| What this task involves |
Will you output all of the data below exactly, omitting the images?

| Data segment |
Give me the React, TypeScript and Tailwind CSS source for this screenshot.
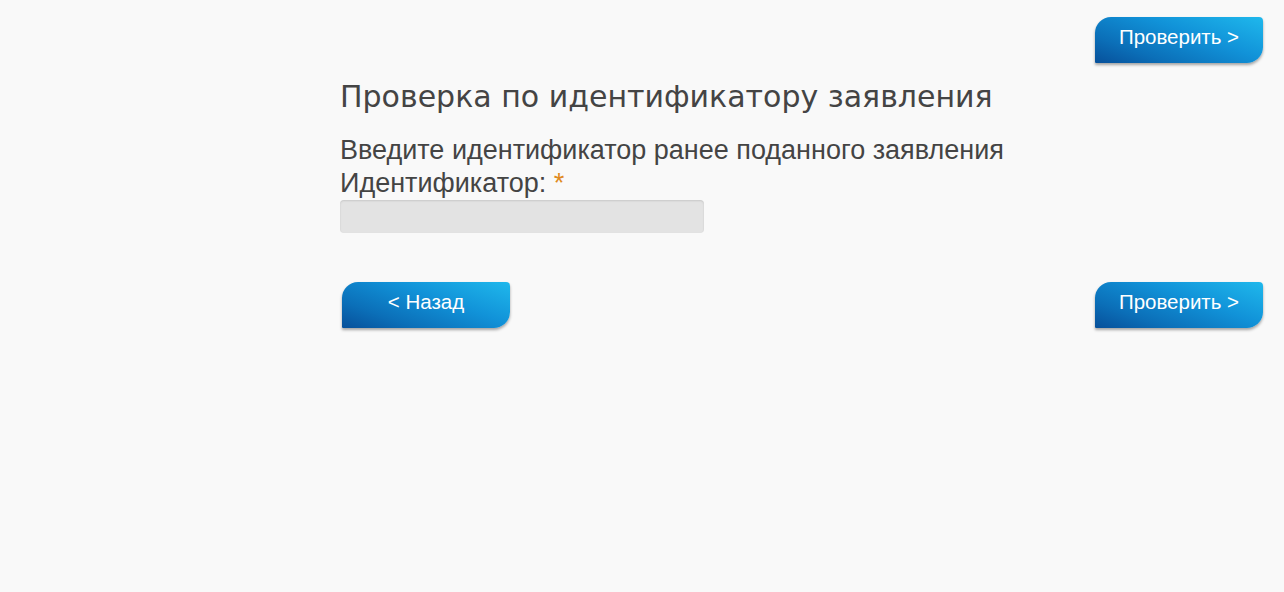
import React from 'react';

function BlueButton({ children }: { children: React.ReactNode }) {
    return (
        <button
            type="button"
            className="w-[168px] h-[46px] rounded-tl-[16px] rounded-br-[16px] rounded-tr-[4px] rounded-bl-[1px] bg-[linear-gradient(200deg,#1fb8ec_0%,#1192d8_40%,#0b6fb8_75%,#07509a_100%)] shadow-[0_2px_3px_rgba(0,0,0,0.35)] text-white text-[20.5px] leading-none font-['Liberation_Sans',Arial,sans-serif] flex items-center justify-center pb-[5px]"
        >
            {children}
        </button>
    );
}

export default function App() {
    return (
        <div className="min-h-[592px] bg-[#f9f9f9] text-[#444] font-['Liberation_Sans',Arial,sans-serif]">
            <div className="ml-[340px] mr-[21px] pt-[17px]">
                <div className="flex justify-end">
                    <BlueButton>Проверить &gt;</BlueButton>
                </div>

                <h1 className="mt-[17px] text-[30px] leading-[34px] font-['DejaVu_Sans',sans-serif] text-[#444]">
                    Проверка по идентификатору заявления
                </h1>

                <p className="mt-[20px] text-[27px] leading-[33px]">
                    Введите идентификатор ранее поданного заявления
                </p>
                <label className="block text-[27px] leading-[33px]">
                    Идентификатор: <span className="text-[#e08a1e]">*</span>
                </label>
                <input
                    type="text"
                    className="block w-[364px] h-[33px] rounded-[4px] bg-[#e3e3e3] shadow-[inset_0_1px_2px_rgba(0,0,0,0.12)] outline-none"
                />

                <div className="mt-[49px] flex justify-between pl-[2px]">
                    <BlueButton>&lt; Назад</BlueButton>
                    <BlueButton>Проверить &gt;</BlueButton>
                </div>
            </div>
        </div>
    );
}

| Solution for this task |
Give me the React, TypeScript and Tailwind CSS source for this screenshot.
import React from 'react';

function BlueButton({ children }: { children: React.ReactNode }) {
    return (
        <button
            type="button"
            className="w-[168px] h-[46px] rounded-tl-[16px] rounded-br-[16px] rounded-tr-[4px] rounded-bl-[1px] bg-[linear-gradient(200deg,#1fb8ec_0%,#1192d8_40%,#0b6fb8_75%,#07509a_100%)] shadow-[0_2px_3px_rgba(0,0,0,0.35)] text-white text-[20.5px] leading-none font-['Liberation_Sans',Arial,sans-serif] flex items-center justify-center pb-[5px]"
        >
            {children}
        </button>
    );
}

export default function App() {
    return (
        <div className="min-h-[592px] bg-[#f9f9f9] text-[#444] font-['Liberation_Sans',Arial,sans-serif]">
            <div className="ml-[340px] mr-[21px] pt-[17px]">
                <div className="flex justify-end">
                    <BlueButton>Проверить &gt;</BlueButton>
                </div>

                <h1 className="mt-[17px] text-[30px] leading-[34px] font-['DejaVu_Sans',sans-serif] text-[#444]">
                    Проверка по идентификатору заявления
                </h1>

                <p className="mt-[20px] text-[27px] leading-[33px]">
                    Введите идентификатор ранее поданного заявления
                </p>
                <label className="block text-[27px] leading-[33px]">
                    Идентификатор: <span className="text-[#e08a1e]">*</span>
                </label>
                <input
                    type="text"
                    className="block w-[364px] h-[33px] rounded-[4px] bg-[#e3e3e3] shadow-[inset_0_1px_2px_rgba(0,0,0,0.12)] outline-none"
                />

                <div className="mt-[49px] flex justify-between pl-[2px]">
                    <BlueButton>&lt; Назад</BlueButton>
                    <BlueButton>Проверить &gt;</BlueButton>
                </div>
            </div>
        </div>
    );
}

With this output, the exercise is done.